What the Best Operators Are Doing Differently
The franchise operators I see moving well in this environment share three characteristics. First, they have separated the expansion decision from the sentiment cycle. They made the strategic commitment to SEA when the fundamentals justified it, and they are not revisiting that commitment every time a geopolitical headline shifts the mood. They are executing against a plan, not reacting to a news feed.
Second, they are investing in franchisee quality over franchisee speed. In a tightening capital environment, the franchisee who is well-capitalised, operationally experienced, and locally networked is more valuable than ever. The rush to fill a development schedule with undercapitalised partners is a risk that a softening macro will expose quickly.

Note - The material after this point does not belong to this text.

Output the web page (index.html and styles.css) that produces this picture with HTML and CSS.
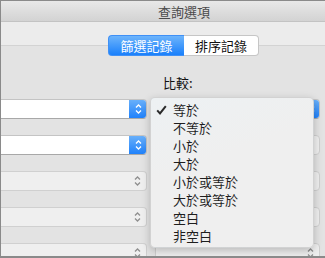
FILE: index.html
```html
<!DOCTYPE html>
<html lang="zh-Hant">
<head>
    <meta charset="UTF-8">
    <title>查詢選項</title>
    <link rel="stylesheet" href="styles.css">
</head>
<body>
<div class="window">
    <div class="titlebar">查詢選項</div>
    <div class="toolbar"></div>
    <div class="box">
        <div class="tabs">
            <span class="seg active">篩選記錄</span>
            <span class="seg">排序記錄</span>
        </div>
        <div class="rows">
            <span></span>
            <span class="label">比較:</span>

            <div class="select on"><span class="stepper"><svg width="7" height="12" viewBox="0 0 7 12"><path d="M1 4.5L3.5 2L6 4.5M1 7.5L3.5 10L6 7.5"/></svg></span></div>
            <div class="select on"><span class="stepper"><svg width="7" height="12" viewBox="0 0 7 12"><path d="M1 4.5L3.5 2L6 4.5M1 7.5L3.5 10L6 7.5"/></svg></span></div>

            <div class="select on"><span class="stepper"><svg width="7" height="12" viewBox="0 0 7 12"><path d="M1 4.5L3.5 2L6 4.5M1 7.5L3.5 10L6 7.5"/></svg></span></div>
            <div class="select off"><span class="stepper"><svg width="7" height="12" viewBox="0 0 7 12"><path d="M1 4.5L3.5 2L6 4.5M1 7.5L3.5 10L6 7.5"/></svg></span></div>

            <div class="select off"><span class="stepper"><svg width="7" height="12" viewBox="0 0 7 12"><path d="M1 4.5L3.5 2L6 4.5M1 7.5L3.5 10L6 7.5"/></svg></span></div>
            <div class="select off"><span class="stepper"><svg width="7" height="12" viewBox="0 0 7 12"><path d="M1 4.5L3.5 2L6 4.5M1 7.5L3.5 10L6 7.5"/></svg></span></div>

            <div class="select off"><span class="stepper"><svg width="7" height="12" viewBox="0 0 7 12"><path d="M1 4.5L3.5 2L6 4.5M1 7.5L3.5 10L6 7.5"/></svg></span></div>
            <div class="select off"><span class="stepper"><svg width="7" height="12" viewBox="0 0 7 12"><path d="M1 4.5L3.5 2L6 4.5M1 7.5L3.5 10L6 7.5"/></svg></span></div>

            <div class="select off"><span class="stepper"><svg width="7" height="12" viewBox="0 0 7 12"><path d="M1 4.5L3.5 2L6 4.5M1 7.5L3.5 10L6 7.5"/></svg></span></div>
            <div class="select off"><span class="stepper"><svg width="7" height="12" viewBox="0 0 7 12"><path d="M1 4.5L3.5 2L6 4.5M1 7.5L3.5 10L6 7.5"/></svg></span></div>
        </div>
    </div>

    <ul class="menu">
        <li class="checked"><svg class="check" width="11" height="10" viewBox="0 0 11 10"><path d="M1.2 5.4L4 8.4L9.8 1.2"/></svg>等於</li>
        <li>不等於</li>
        <li>小於</li>
        <li>大於</li>
        <li>小於或等於</li>
        <li>大於或等於</li>
        <li>空白</li>
        <li>非空白</li>
    </ul>
</div>
</body>
</html>
```
FILE: styles.css
```css
* { box-sizing: border-box; }
html, body { margin: 0; padding: 0; }
body { width: 325px; height: 258px; overflow: hidden; background: #e3e3e3; font-family: "Noto Sans CJK TC", "Noto Sans", sans-serif; font-size: 13px; color: #222; }

/* the window is wider than the shot; its middle sits at x=184 */
.window { position: relative; width: 325px; height: 258px; border: 1px solid #8a8a8a; border-right: 0; border-bottom-width: 2px; background: #e3e3e3; overflow: hidden; }

.titlebar { height: 21px; padding: 2px 0 0 42px; line-height: 18px; text-align: center; color: #4b4b4b; background: linear-gradient(#e8e8e8, #d3d3d3); border-bottom: 1px solid #c3c3c3; }
.toolbar { height: 23px; background: #ececec; }

.box { border-top: 1px solid #d3d3d3; }

.tabs { display: flex; justify-content: center; margin-top: -11px; padding-left: 41px; }
.seg { width: 75px; height: 21px; line-height: 19px; text-align: center; background: #fff; color: #111; border: 1px solid #c6c6c6; border-left: 0; border-radius: 0 4px 4px 0; }
.seg.active { width: 76px; color: #fff; background: linear-gradient(#6db4fb, #1a80fb); border: 1px solid #3f90f6; border-right: 0; border-radius: 4px 0 0 4px; }

.rows { display: grid; grid-template-columns: 146px 165px; column-gap: 8px; row-gap: 16px; margin-top: 18px; }
.label { padding-left: 8px; line-height: 17px; margin-bottom: -8px; color: #111; }

.select { height: 20px; display: flex; justify-content: flex-end; background: #fff; border: 1px solid #c4c4c4; border-bottom-color: #a8a8a8; border-radius: 4px; overflow: hidden; }
/* left column runs on past the left edge */
.select:nth-child(odd) { border-left: 0; border-radius: 0 4px 4px 0; }
.stepper { width: 17px; display: flex; align-items: center; justify-content: center; color: #fff; }
.stepper svg path { fill: none; stroke: currentColor; stroke-width: 1.3; }
.select.on .stepper { margin: -1px -1px -1px 0; width: 18px; background: linear-gradient(#6cb2fa, #1c7ffb); }
.select.off { background: #efefef; border-color: #d0d0d0; }
.select.off .stepper { color: #8f8f8f; }

.menu { position: absolute; left: 149px; top: 96px; width: 164px; height: 151px; margin: 0; padding: 3px 0 4px; list-style: none; background: linear-gradient(160deg, #edf1f3, #efefef 40%); border: 1px solid rgba(0, 0, 0, 0.12); border-radius: 5px; box-shadow: 0 3px 9px rgba(0, 0, 0, 0.22); }
.menu li { position: relative; height: 18px; line-height: 18px; padding-left: 22px; color: #1e1e1e; }
.check { position: absolute; left: 5px; top: 4px; }
.check path { fill: none; stroke: #2a2a2a; stroke-width: 2; }
```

Third, they treat their unit economics documentation as a sales asset, not a compliance document. When an investor is weighing a master franchise deal against other regional opportunities in a risk-off environment, the brand that can present a clear, audited picture of average unit volumes, ramp-to-profitability timelines, and franchisee renewal rates is not in the same conversation as the brand that offers projections built on optimism.
What to Do Next
If you are a franchise brand evaluating Southeast Asia entry or scale, or an investor assessing master franchise opportunities in the region, three actions matter right now.
One: Stress-test your unit economics before you pitch, not after. Run your model against a scenario where energy costs stay elevated for eighteen months and consumer spending softens by 15%. If the unit economics still work for a franchisee, you have a system worth expanding. If they do not, you are selling a promise the market will not honour.
Two: Move on anchor-adjacent real estate conversations now. The IOI Properties-scale commitments signal where commercial corridors are consolidating. The franchise retail and F&B real estate adjacent to those corridors is being priced and leased now. Waiting six months for sentiment to improve will mean negotiating on a landlord's terms, not yours.
Three: Qualify your master franchisee candidates as if capital is scarce — because for them, it increasingly is. The franchisee who looked well-funded in a liquid equity environment may be stretched in the current one. Deeper due diligence on capitalisation, operating experience, and local network depth is not conservatism. It is the discipline that separates successful franchise expansion southeast asia from expensive lessons.
The window is open. It will not stay open indefinitely, and it will not reopen on the same terms. The question to sit with is this: does your system deserve to win the territory that is available right now, or are you still building the system that would deserve it?